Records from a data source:
· · ·
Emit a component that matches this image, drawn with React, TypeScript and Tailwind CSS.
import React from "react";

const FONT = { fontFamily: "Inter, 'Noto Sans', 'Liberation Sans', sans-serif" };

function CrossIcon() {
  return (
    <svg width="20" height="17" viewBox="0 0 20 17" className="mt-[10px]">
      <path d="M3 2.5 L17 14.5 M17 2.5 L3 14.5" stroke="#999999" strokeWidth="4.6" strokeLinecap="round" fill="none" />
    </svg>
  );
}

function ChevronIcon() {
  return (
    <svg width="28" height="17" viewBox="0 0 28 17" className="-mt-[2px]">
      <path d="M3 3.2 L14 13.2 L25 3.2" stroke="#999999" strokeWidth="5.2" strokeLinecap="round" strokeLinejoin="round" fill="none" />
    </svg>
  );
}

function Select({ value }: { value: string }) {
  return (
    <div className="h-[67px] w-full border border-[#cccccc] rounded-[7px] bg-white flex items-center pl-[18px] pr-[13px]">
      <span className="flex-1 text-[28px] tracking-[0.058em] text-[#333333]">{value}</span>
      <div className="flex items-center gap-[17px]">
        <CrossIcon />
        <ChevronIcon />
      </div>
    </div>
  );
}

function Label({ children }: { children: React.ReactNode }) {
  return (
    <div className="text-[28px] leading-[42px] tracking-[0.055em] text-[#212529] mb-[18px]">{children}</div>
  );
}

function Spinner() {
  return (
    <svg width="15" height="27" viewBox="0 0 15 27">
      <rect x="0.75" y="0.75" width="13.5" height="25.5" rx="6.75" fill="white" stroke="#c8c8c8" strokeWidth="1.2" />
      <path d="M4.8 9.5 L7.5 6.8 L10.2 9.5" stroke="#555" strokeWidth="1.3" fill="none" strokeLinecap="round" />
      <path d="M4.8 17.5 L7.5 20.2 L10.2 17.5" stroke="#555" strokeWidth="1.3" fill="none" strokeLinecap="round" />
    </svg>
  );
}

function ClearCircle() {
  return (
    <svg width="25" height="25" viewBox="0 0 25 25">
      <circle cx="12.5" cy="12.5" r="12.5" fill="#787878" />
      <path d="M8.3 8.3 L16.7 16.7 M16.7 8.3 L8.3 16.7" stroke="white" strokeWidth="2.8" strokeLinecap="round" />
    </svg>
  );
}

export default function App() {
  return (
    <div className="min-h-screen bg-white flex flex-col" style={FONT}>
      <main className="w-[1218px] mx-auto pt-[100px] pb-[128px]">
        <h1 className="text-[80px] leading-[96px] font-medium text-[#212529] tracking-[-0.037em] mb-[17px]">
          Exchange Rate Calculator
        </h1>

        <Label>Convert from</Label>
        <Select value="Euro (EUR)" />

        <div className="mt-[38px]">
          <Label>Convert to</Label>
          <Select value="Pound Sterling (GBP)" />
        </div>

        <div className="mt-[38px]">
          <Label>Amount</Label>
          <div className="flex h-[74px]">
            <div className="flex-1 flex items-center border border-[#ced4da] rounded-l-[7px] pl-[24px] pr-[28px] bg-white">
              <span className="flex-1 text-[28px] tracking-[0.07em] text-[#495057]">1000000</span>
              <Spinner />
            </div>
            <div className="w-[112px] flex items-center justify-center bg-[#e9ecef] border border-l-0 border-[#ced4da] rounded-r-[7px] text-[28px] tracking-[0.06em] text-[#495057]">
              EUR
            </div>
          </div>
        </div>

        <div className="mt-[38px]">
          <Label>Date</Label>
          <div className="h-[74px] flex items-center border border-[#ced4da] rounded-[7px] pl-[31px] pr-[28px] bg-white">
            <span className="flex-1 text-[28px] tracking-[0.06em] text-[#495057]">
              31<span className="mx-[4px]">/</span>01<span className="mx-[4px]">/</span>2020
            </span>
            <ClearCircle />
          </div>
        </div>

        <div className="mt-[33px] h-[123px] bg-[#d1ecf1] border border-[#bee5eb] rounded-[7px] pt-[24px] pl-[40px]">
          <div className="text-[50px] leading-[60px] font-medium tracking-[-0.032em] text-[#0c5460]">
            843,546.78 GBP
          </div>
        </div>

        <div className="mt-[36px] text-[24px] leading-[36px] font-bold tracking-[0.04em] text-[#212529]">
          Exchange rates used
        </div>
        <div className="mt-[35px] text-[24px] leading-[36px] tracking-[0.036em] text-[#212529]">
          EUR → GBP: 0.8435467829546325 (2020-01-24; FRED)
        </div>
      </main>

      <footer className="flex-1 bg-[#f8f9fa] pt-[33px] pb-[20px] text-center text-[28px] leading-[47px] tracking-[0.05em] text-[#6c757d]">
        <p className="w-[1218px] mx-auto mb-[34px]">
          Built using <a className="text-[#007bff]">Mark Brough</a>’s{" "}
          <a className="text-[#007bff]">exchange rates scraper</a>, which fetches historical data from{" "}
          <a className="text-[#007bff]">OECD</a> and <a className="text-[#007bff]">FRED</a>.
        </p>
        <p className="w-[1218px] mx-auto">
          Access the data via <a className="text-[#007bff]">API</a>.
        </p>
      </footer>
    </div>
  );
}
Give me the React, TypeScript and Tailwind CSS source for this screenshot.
· · ·
▶ **TASK TO COMPLETE**
Pick out lines containing the word "this", each one as written.

▶ **OUTPUT BELOW**
Emit a component that matches this image, drawn with React, TypeScript and Tailwind CSS.
Give me the React, TypeScript and Tailwind CSS source for this screenshot.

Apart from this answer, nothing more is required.